P. – Fez algum tipo de investigação sobre os instrumentos, alguns deles bastante exóticos, aos quais recorre no álbum?
R. – Fui fazendo viagens. Em relação ao Carlos Blanco Fadol, por exemplo, foi uma coincidência muito gira. Ele apareceu, de repente, no ensaio do concerto que eu fiz cá com a Cesária Évora e a Marisa Monte, a dizer que tinha 1800 instrumentos à minha disposição. Ele tem um museu de música étnica em Alicante, constrói instrumentos, já escreveu livros. A coincidência máxima foi ele ter-me dito que andava já há algum tempo a investigar a construção de instrumentos relacionados com os quatro elementos.

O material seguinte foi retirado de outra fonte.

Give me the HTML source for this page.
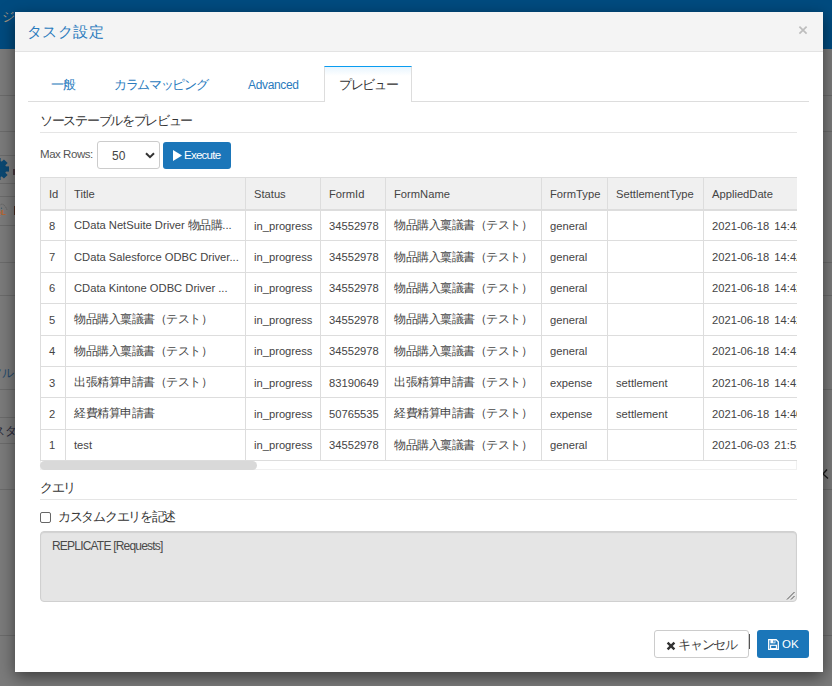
<!DOCTYPE html>
<html lang="ja">
<head>
<meta charset="utf-8">
<style>
*{box-sizing:border-box}
html,body{margin:0;padding:0}
body{width:832px;height:686px;overflow:hidden;position:relative;background:#7b7b7b;font-family:"Liberation Sans",sans-serif;font-size:12px;color:#333}
.abs{position:absolute}
.bgline{position:absolute;left:0;width:832px;height:1px;background:#6b6b6b}
.topbar{position:absolute;left:0;top:0;width:832px;height:49px;background:#004b7f}
.modal{position:absolute;left:15px;top:12px;width:808px;height:660px;background:#fff;box-shadow:0 5px 15px rgba(0,0,0,.5)}
.mh{position:absolute;left:0;top:0;width:808px;height:40px;background:#f4f4f4;border-bottom:1px solid #e3e3e3}
.title{position:absolute;left:12px;top:10px;font-size:15px;line-height:20px;color:#2a7bbd;letter-spacing:0.4px;white-space:nowrap}
.close{position:absolute;left:783px;top:13px;width:10px;height:10px}
.tabline{position:absolute;left:13px;top:89px;width:781px;height:1px;background:#ddd}
.tab{position:absolute;top:65px;line-height:16px;color:#2a7bbd;white-space:nowrap;font-size:12px}
.tab.jp{letter-spacing:-1.35px;font-size:12.8px}
.sec.jp{letter-spacing:-1.3px;font-size:12.9px}
.tab.lat{letter-spacing:-0.35px}
.jp{letter-spacing:-0.4px}
.acttab{position:absolute;left:309px;top:54px;width:88px;height:36px;border:1px solid #ddd;border-bottom:0;border-top:1px solid #0a9cf0;background:linear-gradient(#e8f5fe,#fff 9px)}
.sec{position:absolute;left:25px;white-space:nowrap;font-size:12px;line-height:16px;color:#333}
.secline{position:absolute;left:25px;width:757px;height:1px;background:#e5e5e5}
.sel{position:absolute;left:82px;top:129px;width:63px;height:28px;border:1px solid #ccc;border-radius:3px;background:#fff}
.btnp{position:absolute;background:#1b76b9;border-radius:3px;color:#fff}
.tblwrap{position:absolute;left:25px;top:165px;width:757px;height:294px;overflow:hidden}
table{border-collapse:collapse;table-layout:fixed;font-size:11.2px;color:#444}
td .jp,th .jp{font-size:12px;letter-spacing:-0.5px}
td,th{border:1px solid #ddd;padding:1px 0 0 8px;white-space:nowrap;overflow:hidden;text-align:left;font-weight:normal}
th{background:#f0f0f0;height:32px;border-bottom:2px solid #ddd}
td{height:31.375px}
.sb{position:absolute;left:25px;top:449px;width:757px;height:9px;border:1px solid #f0f0f0;border-top:0}
.thumb{position:absolute;left:25px;top:449px;width:217px;height:9px;border-radius:5px;background:#d9d9d9}
.ta{position:absolute;left:25px;top:519px;width:757px;height:71px;background:#e5e5e5;border:1px solid #d0d0d0;border-radius:4px;box-shadow:inset 0 1px 1px rgba(0,0,0,.09)}
.cb{position:absolute;left:25px;top:500px;width:11px;height:11px;border:1px solid #666;border-radius:2px;background:#fff}
.btnd{position:absolute;left:639px;top:618px;width:95px;height:28px;border:1px solid #ccc;border-radius:3px;background:#fff}
</style>
</head>
<body>
<div class="topbar"></div>
<div class="abs" style="left:2px;top:9px;font-size:13px;line-height:16px;color:#a09282">ジ</div>
<svg class="abs" style="left:0;top:157px" width="10" height="24" viewBox="0 0 10 24"><g fill="#0b4872" transform="translate(-2 12)"><circle r="8.3"/><rect x="-2.6" y="-11" width="5.2" height="22"/><rect x="-2.6" y="-11" width="5.2" height="22" transform="rotate(45)"/><rect x="-2.6" y="-11" width="5.2" height="22" transform="rotate(-45)"/><rect x="-11" y="-2.6" width="22" height="5.2"/></g></svg>
<div class="abs" style="left:13px;top:169px;width:2px;height:6px;background:#4a3a40"></div>
<div class="abs" style="left:-5px;top:208px;font-size:8px;line-height:10px;color:#b8652a;font-weight:bold">QL</div>
<svg class="abs" style="left:0;top:203px" width="10" height="10" viewBox="0 0 10 10"><path d="M-1 3Q2 0 4 2Q6 4 7 7" fill="none" stroke="#5a5a5a" stroke-width="0.8" stroke-dasharray="1.2 0.8"/><circle cx="1.5" cy="5.2" r="0.7" fill="#3e5a6a"/></svg>
<div class="abs" style="left:14px;top:206px;width:1px;height:9px;background:#4a2c22"></div>
<div class="abs" style="left:-10px;top:365px;font-size:12px;line-height:16px;color:#24496c">ツル</div>
<div class="abs" style="left:-7px;top:423px;font-size:12px;line-height:16px;color:#262638">スタ</div>
<svg class="abs" style="left:822px;top:468px" width="8" height="12" viewBox="0 0 8 12"><path d="M5 1.5L1 6L6 10.5" fill="none" stroke="#1a1a1a" stroke-width="1.4"/></svg>
<div class="bgline" style="top:95px"></div>
<div class="bgline" style="top:131px"></div>
<div class="bgline" style="top:155px;width:15px"></div>
<div class="bgline" style="top:183px;width:15px"></div>
<div class="bgline" style="top:196px;width:15px"></div>
<div class="bgline" style="top:225px;width:15px"></div>
<div class="bgline" style="top:262px"></div>
<div class="bgline" style="top:295px"></div>
<div class="bgline" style="top:389px"></div>
<div class="bgline" style="top:417px;width:15px"></div>
<div class="bgline" style="top:443px;width:15px"></div>
<div class="bgline" style="top:489px"></div>
<div class="bgline" style="top:635px"></div>

<div class="modal">
  <div class="mh">
    <div class="title">タスク設定</div>
    <svg class="close" viewBox="0 0 10 10"><path d="M1.4 1.6L8.6 8.6M8.6 1.6L1.4 8.6" stroke="#bdbdbd" stroke-width="1.7"/></svg>
  </div>

  <div class="tabline"></div>
  <div class="acttab"></div>
  <div class="tab jp" style="left:36px">一般</div>
  <div class="tab jp" style="left:99px">カラムマッピング</div>
  <div class="tab lat" style="left:233px">Advanced</div>
  <div class="tab jp" style="left:324px;color:#333">プレビュー</div>

  <div class="sec jp" style="top:101px">ソーステーブルをプレビュー</div>
  <div class="secline" style="top:120px"></div>

  <div class="sec" style="top:134px;font-size:11.5px;letter-spacing:-0.45px;color:#555">Max Rows:</div>
  <div class="sel"><span class="abs" style="left:14px;top:6px;line-height:16px;color:#444">50</span>
    <svg class="abs" style="left:47px;top:10px" width="10" height="7" viewBox="0 0 10 7"><path d="M1 1.2L5 5.2L9 1.2" fill="none" stroke="#333" stroke-width="2"/></svg>
  </div>
  <div class="btnp" style="left:148px;top:130px;width:68px;height:27px">
    <svg class="abs" style="left:10px;top:8px" width="9" height="11" viewBox="0 0 9 11"><path d="M0 0L9 5.5L0 11Z" fill="#fff"/></svg>
    <span class="abs" style="left:21px;top:5px;line-height:16px;font-size:11.5px;letter-spacing:-0.75px">Execute</span>
  </div>

  <div class="tblwrap">
  <table style="width:783px">
    <colgroup><col style="width:25px"><col style="width:180px"><col style="width:75px"><col style="width:65px"><col style="width:156px"><col style="width:66px"><col style="width:96px"><col style="width:120px"></colgroup>
    <thead><tr><th>Id</th><th>Title</th><th>Status</th><th>FormId</th><th>FormName</th><th>FormType</th><th>SettlementType</th><th>AppliedDate</th></tr></thead>
    <tbody>
      <tr><td>8</td><td>CData NetSuite Driver <span class="jp">物品購</span>...</td><td>in_progress</td><td>34552978</td><td><span class="jp">物品購入稟議書（テスト）</span></td><td>general</td><td></td><td style="word-spacing:2px">2021-06-18 14:42</td></tr>
      <tr><td>7</td><td>CData Salesforce ODBC Driver...</td><td>in_progress</td><td>34552978</td><td><span class="jp">物品購入稟議書（テスト）</span></td><td>general</td><td></td><td style="word-spacing:2px">2021-06-18 14:42</td></tr>
      <tr><td>6</td><td>CData Kintone ODBC Driver ...</td><td>in_progress</td><td>34552978</td><td><span class="jp">物品購入稟議書（テスト）</span></td><td>general</td><td></td><td style="word-spacing:2px">2021-06-18 14:42</td></tr>
      <tr><td>5</td><td><span class="jp">物品購入稟議書（テスト）</span></td><td>in_progress</td><td>34552978</td><td><span class="jp">物品購入稟議書（テスト）</span></td><td>general</td><td></td><td style="word-spacing:2px">2021-06-18 14:42</td></tr>
      <tr><td>4</td><td><span class="jp">物品購入稟議書（テスト）</span></td><td>in_progress</td><td>34552978</td><td><span class="jp">物品購入稟議書（テスト）</span></td><td>general</td><td></td><td style="word-spacing:2px">2021-06-18 14:41</td></tr>
      <tr><td>3</td><td><span class="jp">出張精算申請書（テスト）</span></td><td>in_progress</td><td>83190649</td><td><span class="jp">出張精算申請書（テスト）</span></td><td>expense</td><td>settlement</td><td style="word-spacing:2px">2021-06-18 14:41</td></tr>
      <tr><td>2</td><td><span class="jp">経費精算申請書</span></td><td>in_progress</td><td>50765535</td><td><span class="jp">経費精算申請書（テスト）</span></td><td>expense</td><td>settlement</td><td style="word-spacing:2px">2021-06-18 14:40</td></tr>
      <tr><td>1</td><td>test</td><td>in_progress</td><td>34552978</td><td><span class="jp">物品購入稟議書（テスト）</span></td><td>general</td><td></td><td style="word-spacing:2px">2021-06-03 21:51</td></tr>
    </tbody>
  </table>
  </div>
  <div class="sb"></div>
  <div class="thumb"></div>

  <div class="sec jp" style="top:468px">クエリ</div>
  <div class="secline" style="top:487px"></div>
  <div class="cb"></div>
  <div class="sec jp" style="left:43px;top:497px">カスタムクエリを記述</div>
  <div class="ta"><span class="abs" style="left:11px;top:6px;line-height:16px;color:#4a4a4a;font-size:12px;letter-spacing:-0.8px">REPLICATE [Requests]</span>
    <svg class="abs" style="right:1px;bottom:1px" width="9" height="9" viewBox="0 0 9 9"><path d="M8.5 1L1 8.5M8.5 5L5 8.5" stroke="#555" stroke-width="1"/></svg>
  </div>

  <div class="btnd">
    <svg class="abs" style="left:11px;top:10px" width="10" height="10" viewBox="0 0 10 10"><path d="M1.6 1.6L8.4 8.4M8.4 1.6L1.6 8.4" stroke="#333" stroke-width="2.4"/></svg>
    <span class="abs jp" style="left:23px;top:6px;line-height:16px;font-size:12.5px;color:#444;letter-spacing:-1.2px">キャンセル</span>
  </div>
  <div class="abs" style="left:734px;top:622px;width:1px;height:15px;background:#555"></div>
  <div class="btnp" style="left:742px;top:618px;width:52px;height:28px">
    <svg class="abs" style="left:11px;top:9px" width="11" height="11" viewBox="0 0 11 11"><path d="M0.7 0.7H8.2L10.3 2.8V10.3H0.7Z" fill="none" stroke="#fff" stroke-width="1.3"/><rect x="2.4" y="0.7" width="5" height="3.6" fill="#fff"/><rect x="5.3" y="1.4" width="1.3" height="2.2" fill="#1b76b9"/><rect x="2.6" y="6.3" width="5.8" height="3.3" fill="none" stroke="#fff" stroke-width="1.1"/></svg>
    <span class="abs" style="left:25px;top:6px;line-height:16px;font-size:11.5px">OK</span>
  </div>
</div>
</body>
</html>
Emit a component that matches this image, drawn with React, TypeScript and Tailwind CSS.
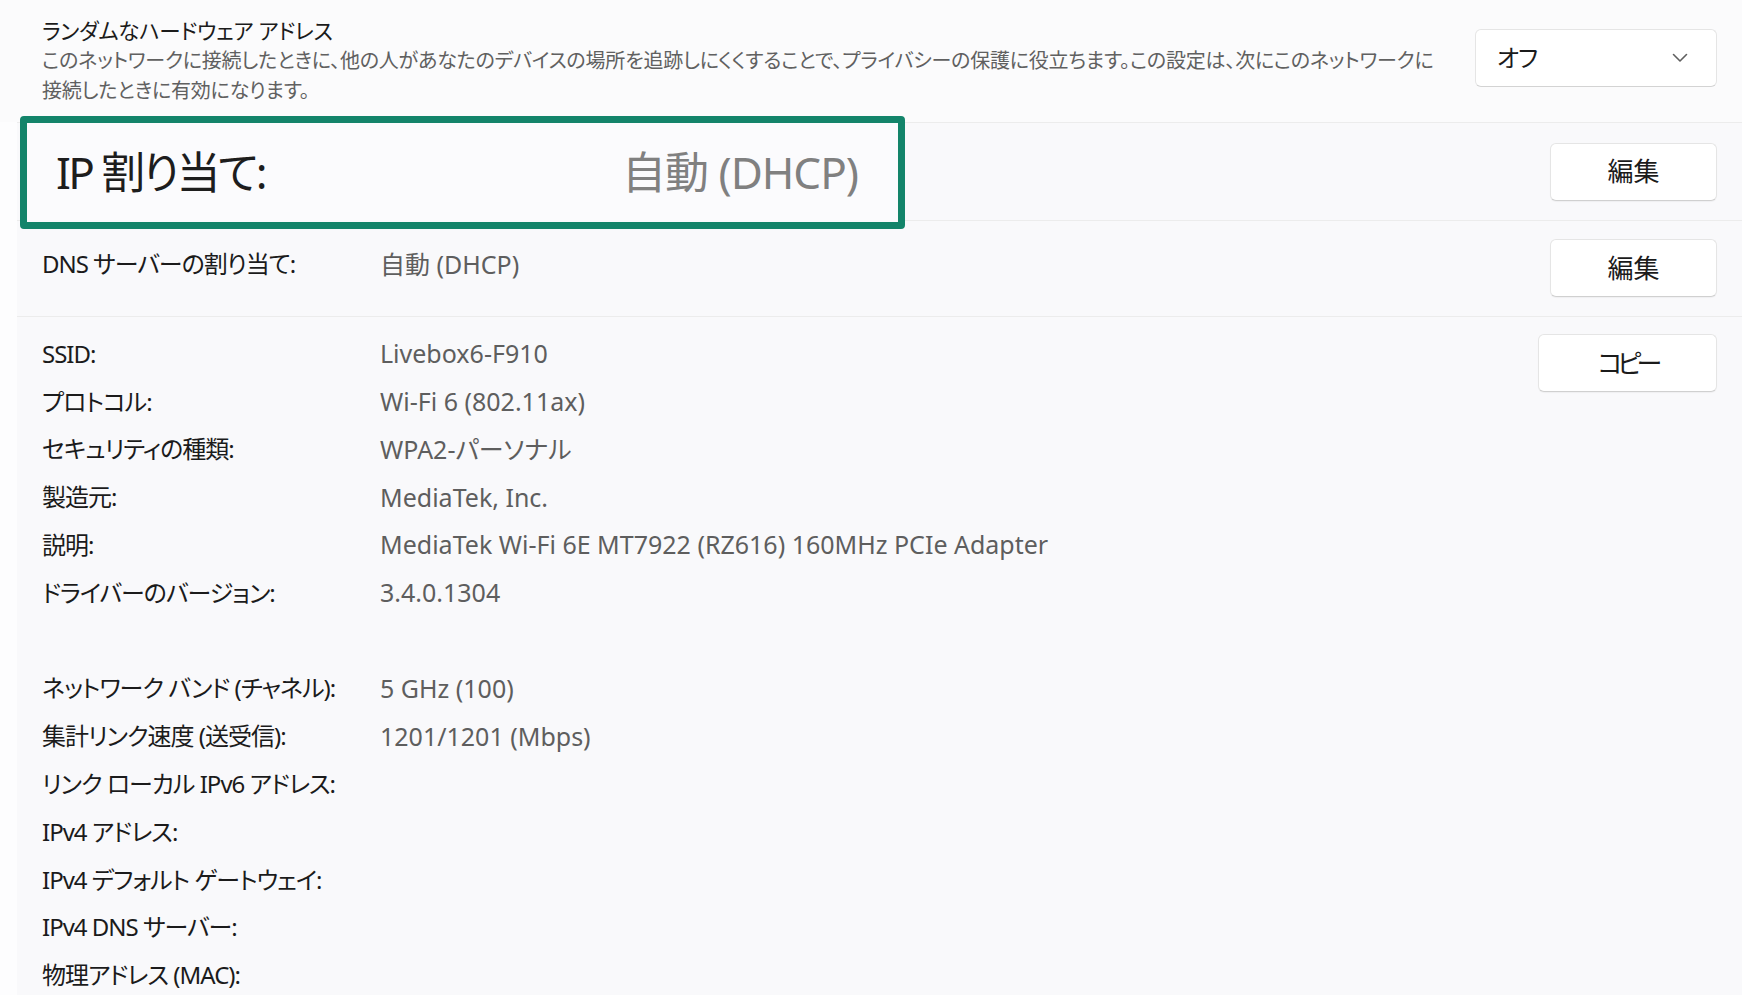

Nessa altura, mal ele sabia o que eu andava a fazer…
P. – Sente alguma empatia com algum instrumento em especial?
R. – Para além de a minha voz poder sentir-se mais ou menos confortável com algum instrumento, gosto do desafio, de explorar coisas diferentes. A forma como o Jacques [Morelenbaum] escreve os arranjos para solistas é fabuloso. É como se ele cantasse ao mesmo tempo. Lembro-me quando lhe mandei os demos, escrevi alguns textozinhos a explicar, às vezes de forma muito metafórica, qual era a ideia de cada um. Pensei que ele não ia perceber nada, mas não, percebeu de forma impressionante o que eu pretendia. Ele é uma grande parte deste trabalho.
P. – Quem é a figura que aparece na capa?
R. – Sou eu, coberta de barro. Estava mesmo nua. Quis transmitir a ideia de que o corpo é apenas um invólucro. A posição das mãos pode sugerir um dar e receber implícitos. Também uma espera, uma atenção.